Further filings by Suthers show that Castle Law Group and Aronowitz & Mecklenberg, Colorado’s two biggest foreclosure mills, bought specific process-server companies which did the actual work of posting the legal notices, and then colluded with one another to fix the price for posting notices at levels well above the actual cost (“I just wanted our offices to try and get on the same page on what we are charging for all of this,” wrote Stacey Aronowitz to Caren Castle in one 2009 e-mail). The firms then lobbied the state to mandate a second notice, which increased their profits two-fold. The firms earned $20 million over the past four years just on posting notices.

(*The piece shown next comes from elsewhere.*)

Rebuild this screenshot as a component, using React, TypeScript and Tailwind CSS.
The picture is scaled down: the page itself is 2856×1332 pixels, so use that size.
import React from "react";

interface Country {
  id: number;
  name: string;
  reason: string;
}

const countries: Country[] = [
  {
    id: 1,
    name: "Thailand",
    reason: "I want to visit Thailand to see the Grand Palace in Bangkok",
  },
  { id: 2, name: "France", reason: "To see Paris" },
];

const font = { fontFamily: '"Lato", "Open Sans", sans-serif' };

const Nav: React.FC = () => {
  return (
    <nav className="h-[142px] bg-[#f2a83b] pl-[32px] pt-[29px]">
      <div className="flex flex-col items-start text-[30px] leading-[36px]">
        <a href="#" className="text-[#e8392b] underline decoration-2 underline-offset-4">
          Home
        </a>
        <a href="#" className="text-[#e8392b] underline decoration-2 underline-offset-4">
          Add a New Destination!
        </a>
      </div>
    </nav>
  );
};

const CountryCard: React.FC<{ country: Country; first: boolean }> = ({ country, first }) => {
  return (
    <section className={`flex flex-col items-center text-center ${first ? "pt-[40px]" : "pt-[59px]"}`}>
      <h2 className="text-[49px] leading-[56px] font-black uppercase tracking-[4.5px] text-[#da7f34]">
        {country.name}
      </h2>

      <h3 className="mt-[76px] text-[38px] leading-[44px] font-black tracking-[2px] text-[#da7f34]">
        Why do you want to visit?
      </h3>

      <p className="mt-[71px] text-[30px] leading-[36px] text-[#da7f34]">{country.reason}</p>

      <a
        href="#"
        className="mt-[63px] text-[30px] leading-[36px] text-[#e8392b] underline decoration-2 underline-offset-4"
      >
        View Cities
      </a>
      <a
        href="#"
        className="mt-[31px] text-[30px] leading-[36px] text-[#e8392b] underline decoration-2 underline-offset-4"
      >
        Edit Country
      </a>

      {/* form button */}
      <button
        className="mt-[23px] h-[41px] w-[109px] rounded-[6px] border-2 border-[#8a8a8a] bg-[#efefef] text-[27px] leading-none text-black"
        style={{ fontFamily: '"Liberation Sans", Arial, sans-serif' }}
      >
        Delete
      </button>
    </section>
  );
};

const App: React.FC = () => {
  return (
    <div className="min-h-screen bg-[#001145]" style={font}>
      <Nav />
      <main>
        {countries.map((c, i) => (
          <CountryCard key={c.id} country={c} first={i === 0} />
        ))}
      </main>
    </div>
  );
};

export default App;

The homeowner must pay all legal fees to “cure” the default and stop foreclosure, or else they lose their homes. In one recent revelation, Colorado foreclosure mills charged homeowners thousands of dollars for nonexistent cases that they never filed. In the event of a foreclosure sale, the investors in the loan get reduced value relative to a modification, and the legal fees are thrown on top of that. This amounts to law firms “stealing from their own clients,” says Drazic.

Foreclosure mills tried and failed to keep the investigation sealed from the public. Castle Law Group and Aronowitz & Mecklenberg, the state’s two largest foreclosure mills, counter-sued the attorney general directly to prevent subpoenas for internal documents, arguing that they would violate attorney-client privilege. Then, in July, Susan Hendricks, a former associate at Aronowitz & Mecklenberg, came forward to allege additional misconduct at the firm, including padding fees, keeping refunds due to its clients, and destroying evidence essential to the investigation. Aronowitz & Mecklenberg sued unsuccessfully to prevent Hendricks’ testimony from going public, claiming that she was a “special counsel” to the firm, and that her information would also violate attorney-client privilege.

The Colorado investigation could prove a first crack in a system of profit-gouging and unethical conduct that stretches back years. In states where banks don’t have to go to court to foreclose on a homeowner, legal fees are harder to uncover, and it takes sustained oversight, like what we’re seeing in Colorado, to get results. Previous investigations have led to minimal fines, and sanctions through judicial conduct reviews have been nonexistent. One foreclosure mill in Florida, Marshall C. Watson, closed down their office after a State Bar disciplinary action, only to open it again with a different name and the same clients.

Lawyers who deal with foreclosure mills are struck by the ethical lapses of the attorneys at those firms, and how they could work on such criminal financial industry activities without speaking up. Says Drazic, “I used to represent murderers, and I wouldn’t represent these people.”